Home >> News: April 17th, 2019 >> Story
Satnews Daily
April 17th, 2019

India’s DRDO Head Suggests Test Was Not a 'One-Off' and Outlines Counterspace Capability Ambitions


Following its 27 March 2019 direct-ascent antisatellite (ASAT) missile test that destroyed a target satellite in low-Earth orbit (LEO), the head of India’s Defence Research and Development Organisation (DRDO) – G. Satheesh Reddy – has outlined to Indian media his organisation’s counterspace technology ambitions for the coming years.


A Prithvi missile defence interceptor missile. Photograph courtesy of DRDO.

Reddy’s comments suggest that its March 2019 ASAT test was not a one-off, at least under the leadership of current Indian Prime Minister Narendra Modi. The next few weeks sees India go to the polls for a general election, and while Indian opposition candidates are unlikely to scrap Indian ASAT programmes altogether, the DRDO agenda seems to be dependent upon the political success of Prime Minister Modi.

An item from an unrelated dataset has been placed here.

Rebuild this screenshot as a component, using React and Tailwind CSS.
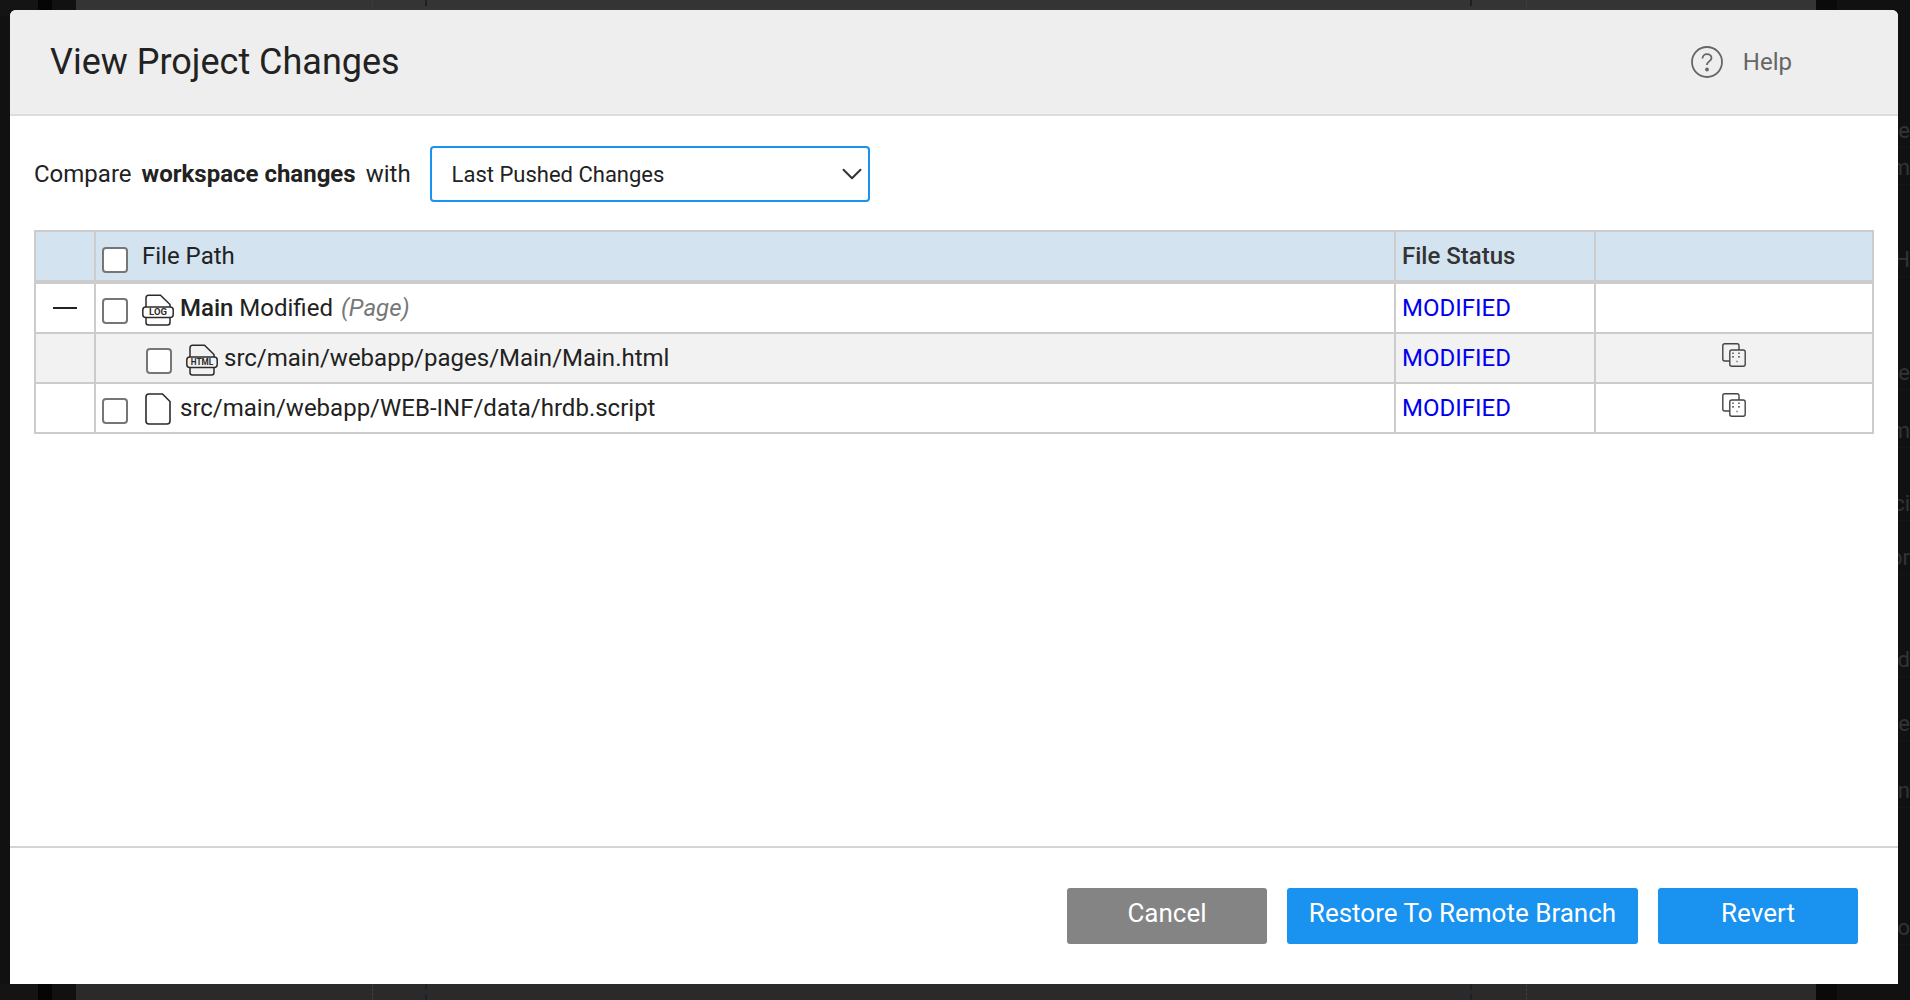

“We are working on a number of technologies like DEWs (directed-energy weapons), lasers, electromagnetic pulse (EMP) and co-orbital weapons etc. I can’t divulge the details, but we are taking them forward,” Reddy told the Times of India.

Labeling these capabilities as “space deterrence” technologies, Reddy’s DRDO will develop counterspace weaponry (budget and politics permitting) as part of India’s quest to counter what it views as a growing Chinese space threat, and by extension, military dominance over its neighbouring adversary Pakistan.

“India has over five decades of experience with space capabilities, but most of that has been civil in focus. It is only in the past several years that India has started organizationally making way for its military to become active users and creators of its space capabilities. India’s military has been developing an indigenous missile defense program that its supporters argued could provide a latent ASAT capability, should the need arise. India held such a kinetic ASAT test in March 2019 where it destroyed one of its own satellites. However, given how much investment the Indian military is making in its satellite capacity, India’s continued insistence that it is against the weaponization of space, and the income that Indian rockets are making launching other countries’ satellites, it is unclear whether they will move to actively create an official counterspace program and they may just stop at having proved an ASAT capability,” Brian Weeden and Victoria Samson recently wrote in the latest edition Global Counterspace Capabilities: An Open Source Assessment, published by the Secure World Foundation (Disclosure: Secure World Foundation support SpaceWatch.Global with an annual grant).

Satheesh Reddy was quoted as saying that the government is to decide on the “weaponisation” of anti-satellite systems or the creation of an Aerospace Military Command, adding that India does not intend to carry out additional tests of its new “satellite-killer.”

“Space has gained importance in the military domain. The best way to ensure security is to have deterrence,” he added.

Satheesh Reddy described the missile as a “direct-ascent, kinetic kill weapon”, adding that it is “feasible” to hit multiple satellites with multiple launches of such missiles, which can go as high up into space as 1,000 kilometres.